Owner, B³ Racing Engines
Welcome back, everyone! In the last segment we discussed the different fulcrum lengths and the effects on roller placement on the tip of the valve. I also threw in a teaser with the corrected Proform rocker arm, which is widely regarded as one of the worst rockers for Mopar engines available. Even the Proform can have acceptable geometry, and in a very mild, low rpm street application should work well for a long time. Although the rocker is very short, when the rocker shaft is in the right location, there is ample room for a 1.550” diameter spring.
In this segment, I want to address the notion that the rocker should reach its perpendicular plane (90 degrees) to the valve at 2/3 of the valve lift instead of 1/2 of the valve lift. This concept was introduced in the early 1900s to minimize scrubbing across the valve tip at higher lifts where the spring pressures were greater. The focus at the time was strictly on longevity and wear, not performance. This was well before the first automotive roller rocker was invented by Harland Sharp in 1958. With the “shoe” type rocker, the geometric pivot point was at the contact area of the rocker and the valve tip, meaning the rocker was scrubbing across the tip of the valve throughout the lift cycle. As the shoe contact point changed during the lift cycle, moving inside to outside, the effective fulcrum length was also increased which actually increased the rocker ratio. To address this problem, engine builders were advised to start setting up the valvetrain for 2/3 geometry which reduced the side loading at high lift with the compromise being more sweep in the lower lifts where spring pressure was also lower. This method of setting geometry has been abandoned by automobile manufacturers and elite race teams beginning in the late 80s and early 90s.
Enter the roller rocker arm. A roller tip was added to the nose of the rocker and everything changed. No longer was the geometric point of rotation at the contact area of the roller and the valve tip. It is now at the center of the roller axle and maintains that point throughout the whole lift range, which means the ratio stays constant as well. This is also why a roller rocker fulcrum (shaft) needs to be raised from the factory location, instead of lowered. This is entirely different than the “shoe” type rocker which, as previously mentioned, has its geometric point of rotation at the contact area of the valve stem and rocker. While many may think that the purpose of the roller tip is to reduce friction by rolling across the tip of the valve, it is not. Under spring pressure in a running engine, it has more of a tendency to skip across the tip of the valve than to roll. It, like a roller lifter, is meant to create a constant, unchanging point of rotation through its range of motion. One only need think about the way a flat tappet follows the cam lobe to see that it does not contact the lobe at the same point on the tappet face through the lift cycle. Like the shoe type rocker, the result is a scrubbing action across the face of the tappet which limits the velocity of the lobe to what the tappet diameter can handle. This is where the biggest advantage is to having the .904” lifter. Ever heard of a cam with 904 lobes? But hey, I thought we were talking about rocker arms.

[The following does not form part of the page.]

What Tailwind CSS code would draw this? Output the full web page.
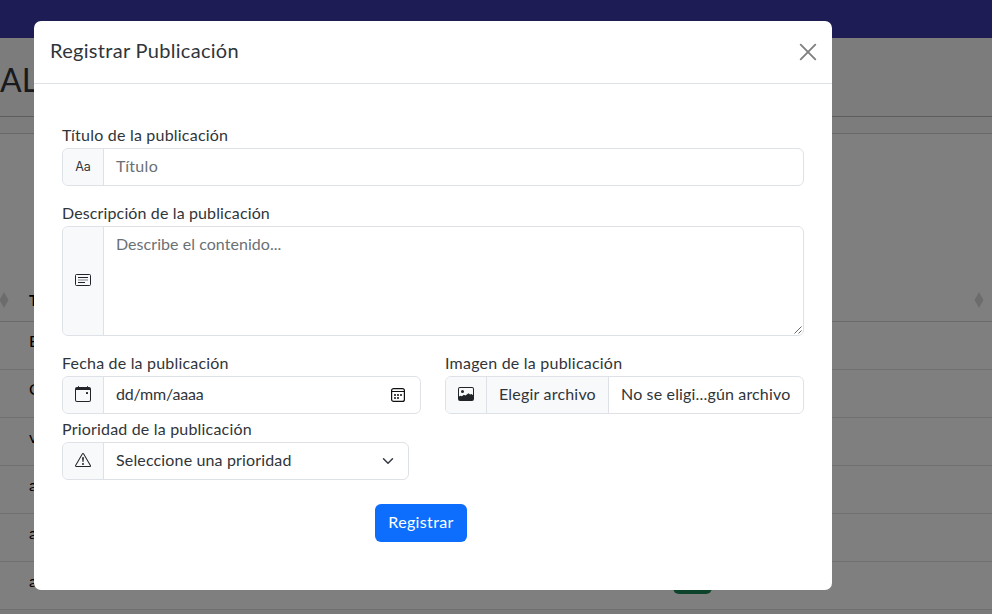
<!DOCTYPE html>
<html lang="es">
<head>
<meta charset="utf-8">
<title>Registrar Publicación</title>
<script src="https://cdn.jsdelivr.net/npm/@tailwindcss/browser@4"></script>
</head>
<body class="relative h-[614px] w-[992px] overflow-hidden bg-white font-[Lato,'Noto_Sans',sans-serif] text-base text-[#30353a]">
<!-- Page under the dialog -->
<div class="flex h-[614px] flex-col overflow-hidden">
  <div class="h-[38px] shrink-0 bg-[#3c38a8]"></div>
  <div class="flex h-[79px] shrink-0 items-center border-b border-[#bcbcbc] bg-[#f8f8f8] pt-[5px]"><span class="text-[32px]">AL</span></div>
  <div class="h-[17px] shrink-0 border-b border-[#d0d0d0] bg-[#f8f8f8]"></div>
  <div class="flex h-[188px] shrink-0 items-end justify-between border-b border-[#d6d6d6] pb-[13px] text-black">
    <div class="flex items-center">
      <svg class="-ml-px h-4 w-[10px]" viewBox="0 0 10 16" fill="#d8d8d8"><path d="M5 0 9.500 8 5 16 .5 8z"/></svg>
      <span class="ml-[20px] leading-4 font-bold">T</span>
    </div>
    <svg class="mr-[8px] h-4 w-[10px]" viewBox="0 0 10 16" fill="#d8d8d8"><path d="M5 0 9.500 8 5 16 .5 8z"/></svg>
  </div>
  <div class="h-12 shrink-0 border-b border-[#dedede] pt-[7px] pl-[29px] text-black">E</div>
  <div class="h-12 shrink-0 border-b border-[#dedede] pt-[7px] pl-[29px] text-black">C</div>
  <div class="h-12 shrink-0 border-b border-[#dedede] pt-[7px] pl-[29px] text-black">v</div>
  <div class="h-12 shrink-0 border-b border-[#dedede] pt-[7px] pl-[29px] text-black">a</div>
  <div class="h-12 shrink-0 border-b border-[#dedede] pt-[7px] pl-[29px] text-black">a</div>
  <div class="flex h-12 shrink-0 border-b border-[#dedede] pt-[7px] pl-[29px] text-black"><span class="w-[644px]">a</span><span class="h-[25px] w-[39px] rounded-md bg-[#198754]"></span></div>
  <div class="h-1 shrink-0 bg-[#f4f4f4]"></div>
</div>
<div class="absolute inset-0 bg-black/50"></div>

<!-- Dialog -->
<div class="absolute top-[21px] left-[34px] flex h-[569px] w-[798px] flex-col rounded-[7px] bg-white">
  <div class="flex h-[63px] shrink-0 items-center justify-between border-b border-[#dee2e6] px-4">
    <h5 class="pb-[4px] text-[20px] leading-[30px] tracking-[.3px]">Registrar Publicación</h5>
    <svg class="h-4 w-4" viewBox="0 0 16 16" fill="none" stroke="#808080" stroke-width="1.9" stroke-linecap="round" overflow="visible"><path d="M.7.7 15.3 15.3M15.3.7.7 15.3"/></svg>
  </div>
  <form class="flex flex-col px-7 pt-10">
    <label class="h-6 leading-[22px] tracking-[.21px]">Título de la publicación</label>
    <div class="flex h-[38px] rounded-md border border-[#dee2e6]">
      <div class="flex w-[41px] items-center justify-center rounded-l-md border-r border-[#dee2e6] bg-[#f8f9fa] font-[Inter,sans-serif] text-[12.5px]">Aa</div>
      <div class="px-3 pt-[5px] tracking-[.3px] text-[#6b7075]">Título</div>
    </div>
    <label class="mt-4 h-6 leading-[22px] tracking-[.13px]">Descripción de la publicación</label>
    <div class="flex h-[110px] rounded-md border border-[#dee2e6]">
      <div class="flex w-[41px] items-center justify-center rounded-l-md border-r border-[#dee2e6] bg-[#f8f9fa] pb-[2px]">
        <svg class="h-4 w-4" viewBox="0 0 16 16" fill="none" stroke="#212529"><rect x=".5" y="2.5" width="15" height="11" rx="1"/><path d="M3 5.5h10M3 10.5h7"/><path d="M3 8h10" stroke-opacity=".55"/></svg>
      </div>
      <div class="grow px-3 pt-[5px] tracking-[.05px] text-[#6b7075]">Describe el contenido...</div>
      <svg class="mr-px mb-px h-[8px] w-[8px] self-end" viewBox="0 0 8 8" fill="none" stroke="#555" stroke-width=".9"><path d="M.5 7.5l7-7M4.5 7.5l3-3"/></svg>
    </div>
    <div class="mt-4 flex gap-6">
      <div class="w-[359px]">
        <label class="block h-6 leading-[22px] tracking-[.19px]">Fecha de la publicación</label>
        <div class="flex h-[38px] rounded-md border border-[#dee2e6]">
          <div class="flex w-[41px] items-center justify-center rounded-l-md border-r border-[#dee2e6] bg-[#f8f9fa] pb-[2px]">
            <svg class="h-4 w-4" viewBox="0 0 16 16" fill="#212529"><path d="M11 6.5a.5.5 0 0 1 .5-.5h1a.5.5 0 0 1 .5.5v1a.5.5 0 0 1-.5.5h-1a.5.5 0 0 1-.5-.5z"/><path d="M3.500 0a.5.5 0 0 1 .5.5V1h8V.5a.5.5 0 0 1 1 0V1h1a2 2 0 0 1 2 2v11a2 2 0 0 1-2 2H2a2 2 0 0 1-2-2V3a2 2 0 0 1 2-2h1V.5a.5.5 0 0 1 .5-.5M1 4v10a1 1 0 0 0 1 1h12a1 1 0 0 0 1-1V4z"/></svg>
          </div>
          <div class="flex grow items-center justify-between pr-[15px] pl-3"><span class="pb-[2px] tracking-[-.2px]">dd/mm/aaaa</span>
            <svg class="h-[14px] w-[14px]" viewBox="0 0 14 14" fill="none" stroke="#111"><rect x=".6" y=".6" width="12.800" height="12.800" rx="2" stroke-width="1.200"/><path d="M1 3.500h12"/><path d="M6 7h2M9 7h2M3 7h2M3 10h2M6 10h2" stroke-width="1.700"/></svg>
          </div>
        </div>
      </div>
      <div class="w-[359px]">
        <label class="block h-6 leading-[22px] tracking-[.22px]">Imagen de la publicación</label>
        <div class="flex h-[38px] overflow-hidden rounded-md border border-[#dee2e6]">
          <div class="flex w-[41px] items-center justify-center border-r border-[#dee2e6] bg-[#f8f9fa] pb-[2px]">
            <svg class="h-4 w-4" viewBox="0 0 16 16" fill="#212529"><path fill-rule="evenodd" d="M2 1h12a2 2 0 0 1 2 2v10a2 2 0 0 1-2 2H2a2 2 0 0 1-2-2V3a2 2 0 0 1 2-2M1 10.500l1.200-.7 1.800.400 1.800-1.500 1.700.800L10.500 7.200l1.700 1.300 1.500-.5L15 9.200V3a1 1 0 0 0-1-1H2a1 1 0 0 0-1 1zM4.500 4a1.500 1.500 0 1 0 0 3 1.500 1.500 0 0 0 0-3"/></svg>
          </div>
          <div class="flex w-[122px] items-center border-r border-[#dee2e6] bg-[#f8f9fa] pb-[2px] pl-3 tracking-[.2px]">Elegir archivo</div>
          <div class="flex items-center pb-[2px] pl-3 tracking-[.16px] whitespace-nowrap">No se eligi...gún archivo</div>
        </div>
      </div>
    </div>
    <label class="mt-1 block h-6 leading-[22px] tracking-[.19px]">Prioridad de la publicación</label>
    <div class="flex h-[38px] w-[347px] rounded-md border border-[#dee2e6]">
      <div class="flex w-[41px] items-center justify-center rounded-l-md border-r border-[#dee2e6] bg-[#f8f9fa] pb-[2px]">
        <svg class="h-4 w-4" viewBox="0 0 16 16" fill="#212529"><path d="M7.938 2.016A.13.13 0 0 1 8.002 2a.13.13 0 0 1 .063.016.15.15 0 0 1 .054.057l6.857 11.667c.036.060.035.124.002.183a.2.2 0 0 1-.054.060.1.1 0 0 1-.066.017H1.146a.1.1 0 0 1-.066-.017.2.2 0 0 1-.054-.060.18.18 0 0 1 .002-.183L7.884 2.073a.15.15 0 0 1 .054-.057m1.044-.450a1.130 1.130 0 0 0-1.960 0L.165 13.233c-.457.778.091 1.767.980 1.767h13.713c.889 0 1.438-.990.980-1.767z"/><path d="M7.002 12a1 1 0 1 1 2 0 1 1 0 0 1-2 0M7.100 5.995a.905.905 0 1 1 1.800 0l-.350 3.507a.552.552 0 0 1-1.100 0z"/></svg>
      </div>
      <div class="flex grow items-center justify-between pr-[14px] pl-3"><span class="pb-[2px] tracking-[.15px]">Seleccione una prioridad</span>
        <svg class="h-3 w-3" viewBox="0 0 16 16" fill="none" stroke="#343a40" stroke-width="2" stroke-linecap="round" stroke-linejoin="round"><path d="m2 5 6 6 6-6"/></svg>
      </div>
    </div>
    <button type="button" class="mt-6 ml-[313px] h-[38px] w-[92px] rounded-md bg-[#0d6efd] pb-[2px] tracking-[.35px] text-white">Registrar</button>
  </form>
</div>
</body>
</html>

Let’s talk about what happens as a rocker arm goes through its arc during the valve opening and closing events. Think of it in the same terms as the rotating assembly in the engine. Many are aware that piston speed is the highest when it is in the middle of its stroke in the bore. What some may not be aware of is that the crankpin (rod journal) is at a 90 degree angle to the cylinder bore. The geometric line is from the rotational center (main journal) to the center of the rod journal. As the piston approaches top dead center, TDC, it decelerates and comes to a brief, but complete stop before accelerating back to the middle of the stroke. The same deceleration occurs as the piston approaches bottom dead center, BDC, and the cycle starts all over again. Imagine that the piston speed is the highest at TDC and there is no deceleration or dwell time. This of course is not possible, because the crankshaft makes a full rotation and does not reverse direction. Regardless, if it was possible, the piston pin would be ripped out of the piston as it tries to change directions instantaneously. This is akin to what is happening to Mopar valvetrains every day. Much like the crankshaft acts upon the piston and connecting rod, the rocker arm acts upon the valve. Unfortunately, this scenario is possible in the valvetrain because the rocker arm does not make a full rotation, and instead reverses direction. If the perpendicular line is at or near full lift, the valve will have no time to decelerate and the spring will lose control of the valve. This is why having the highest velocity at the middle of the lift cycle is so important. The seat position should be thought of as being BDC, and the full lift position as TDC, with the highest velocity point in the middle. Think about how much additional stress the valvetrain parts are exposed to if this setup isn’t right, and how many broken parts you have seen or heard about over the years. It’s a sobering thought, isn’t it?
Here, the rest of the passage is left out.